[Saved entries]
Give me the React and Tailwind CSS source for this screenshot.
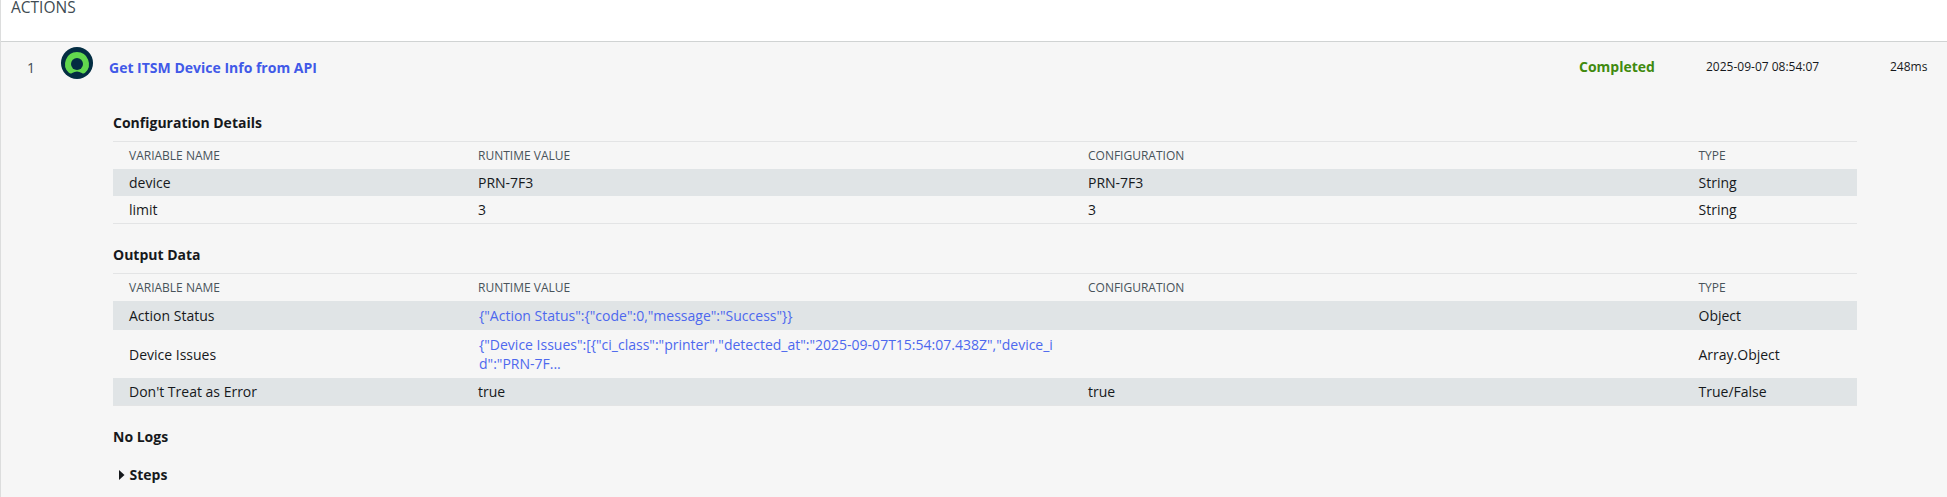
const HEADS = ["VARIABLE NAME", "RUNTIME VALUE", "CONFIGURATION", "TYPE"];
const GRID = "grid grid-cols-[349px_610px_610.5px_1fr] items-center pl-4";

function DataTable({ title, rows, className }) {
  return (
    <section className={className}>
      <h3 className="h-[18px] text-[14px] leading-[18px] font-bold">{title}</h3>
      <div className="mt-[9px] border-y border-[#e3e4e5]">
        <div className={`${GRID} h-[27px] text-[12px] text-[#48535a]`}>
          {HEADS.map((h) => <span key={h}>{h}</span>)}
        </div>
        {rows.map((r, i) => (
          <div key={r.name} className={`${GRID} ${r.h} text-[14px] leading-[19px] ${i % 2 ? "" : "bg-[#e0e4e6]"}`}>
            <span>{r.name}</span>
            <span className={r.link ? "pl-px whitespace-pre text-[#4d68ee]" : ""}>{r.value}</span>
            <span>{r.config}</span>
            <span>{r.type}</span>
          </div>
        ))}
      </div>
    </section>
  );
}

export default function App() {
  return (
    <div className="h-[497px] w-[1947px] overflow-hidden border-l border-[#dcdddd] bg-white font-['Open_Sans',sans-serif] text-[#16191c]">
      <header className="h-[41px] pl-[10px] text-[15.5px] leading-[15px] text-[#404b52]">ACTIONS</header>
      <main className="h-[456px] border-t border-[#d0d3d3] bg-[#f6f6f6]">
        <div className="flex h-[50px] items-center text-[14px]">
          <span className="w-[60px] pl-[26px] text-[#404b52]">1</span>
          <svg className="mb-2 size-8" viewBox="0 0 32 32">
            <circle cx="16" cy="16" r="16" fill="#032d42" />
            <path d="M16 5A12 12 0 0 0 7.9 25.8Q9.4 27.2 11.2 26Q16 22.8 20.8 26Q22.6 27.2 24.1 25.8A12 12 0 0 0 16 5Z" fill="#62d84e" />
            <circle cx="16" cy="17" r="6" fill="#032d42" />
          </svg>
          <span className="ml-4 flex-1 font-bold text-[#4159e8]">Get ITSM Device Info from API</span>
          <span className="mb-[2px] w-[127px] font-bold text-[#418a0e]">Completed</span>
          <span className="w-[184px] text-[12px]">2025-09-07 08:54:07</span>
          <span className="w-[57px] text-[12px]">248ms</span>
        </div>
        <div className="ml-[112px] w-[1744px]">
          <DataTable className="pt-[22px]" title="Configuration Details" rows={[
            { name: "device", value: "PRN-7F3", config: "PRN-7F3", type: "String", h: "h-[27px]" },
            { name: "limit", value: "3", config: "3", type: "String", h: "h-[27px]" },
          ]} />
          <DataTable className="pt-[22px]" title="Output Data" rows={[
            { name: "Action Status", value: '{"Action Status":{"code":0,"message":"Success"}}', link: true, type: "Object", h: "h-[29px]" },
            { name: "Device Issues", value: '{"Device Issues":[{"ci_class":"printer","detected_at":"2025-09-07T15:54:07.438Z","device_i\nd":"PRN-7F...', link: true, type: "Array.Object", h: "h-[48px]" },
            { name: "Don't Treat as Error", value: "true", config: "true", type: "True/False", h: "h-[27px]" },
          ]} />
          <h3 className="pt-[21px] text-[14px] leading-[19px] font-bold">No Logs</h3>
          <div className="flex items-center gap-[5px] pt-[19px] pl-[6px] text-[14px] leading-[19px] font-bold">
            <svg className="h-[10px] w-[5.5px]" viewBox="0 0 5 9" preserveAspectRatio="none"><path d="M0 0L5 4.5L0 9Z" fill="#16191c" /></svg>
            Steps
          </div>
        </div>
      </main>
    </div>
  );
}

---

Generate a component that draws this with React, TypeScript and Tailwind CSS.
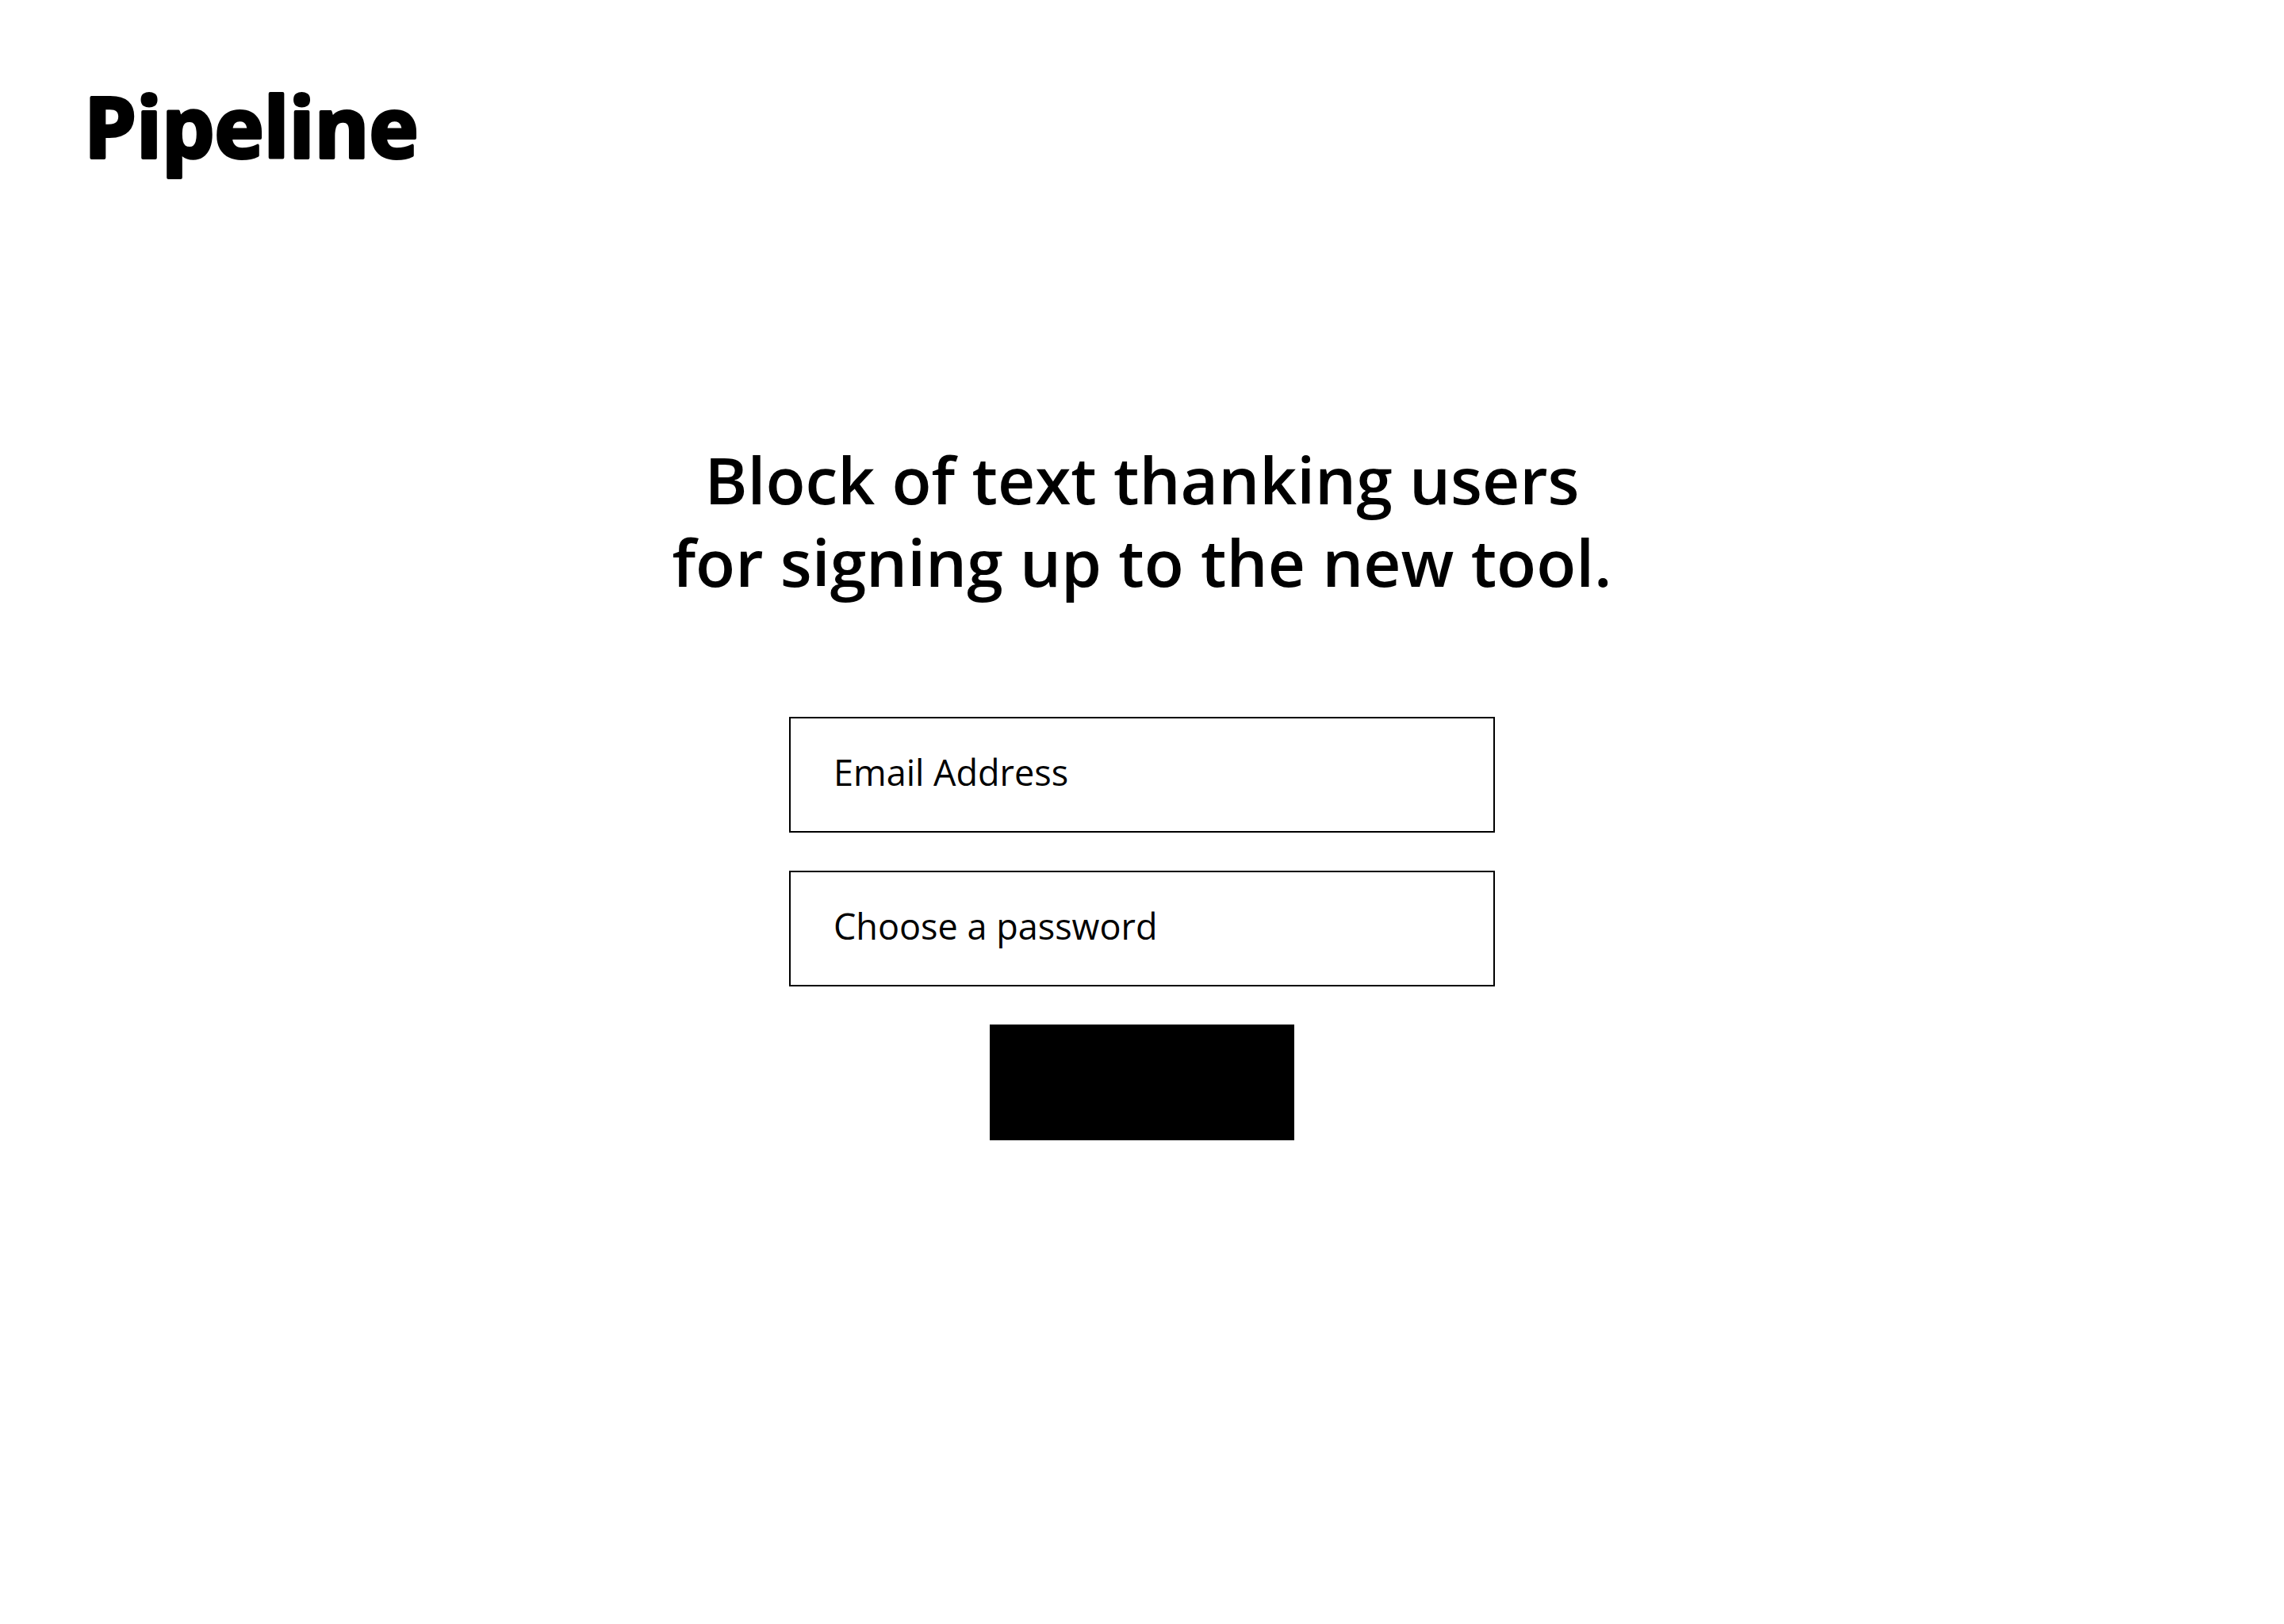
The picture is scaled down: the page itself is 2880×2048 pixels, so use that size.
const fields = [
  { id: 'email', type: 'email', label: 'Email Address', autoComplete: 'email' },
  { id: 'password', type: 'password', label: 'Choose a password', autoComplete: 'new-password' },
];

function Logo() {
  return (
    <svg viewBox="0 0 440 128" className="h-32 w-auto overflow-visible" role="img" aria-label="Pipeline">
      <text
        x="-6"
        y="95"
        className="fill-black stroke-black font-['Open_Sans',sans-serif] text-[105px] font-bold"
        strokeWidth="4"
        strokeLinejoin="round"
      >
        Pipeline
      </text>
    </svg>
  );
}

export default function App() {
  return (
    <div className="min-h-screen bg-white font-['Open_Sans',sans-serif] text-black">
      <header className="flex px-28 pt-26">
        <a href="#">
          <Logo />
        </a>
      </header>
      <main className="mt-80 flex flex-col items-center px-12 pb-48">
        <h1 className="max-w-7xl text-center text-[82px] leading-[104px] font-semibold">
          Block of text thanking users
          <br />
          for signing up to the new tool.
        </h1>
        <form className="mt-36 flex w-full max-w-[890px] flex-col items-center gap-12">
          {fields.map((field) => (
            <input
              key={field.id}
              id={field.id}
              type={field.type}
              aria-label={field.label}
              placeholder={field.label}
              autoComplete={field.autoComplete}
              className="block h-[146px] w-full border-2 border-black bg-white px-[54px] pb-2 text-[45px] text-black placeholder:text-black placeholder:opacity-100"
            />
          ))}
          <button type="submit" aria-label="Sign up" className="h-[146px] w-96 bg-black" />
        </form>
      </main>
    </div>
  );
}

TASK TO COMPLETE
Collect every line above that contains the word "React".

THE COMPLETED TASK
Give me the React and Tailwind CSS source for this screenshot.
Generate a component that draws this with React, TypeScript and Tailwind CSS.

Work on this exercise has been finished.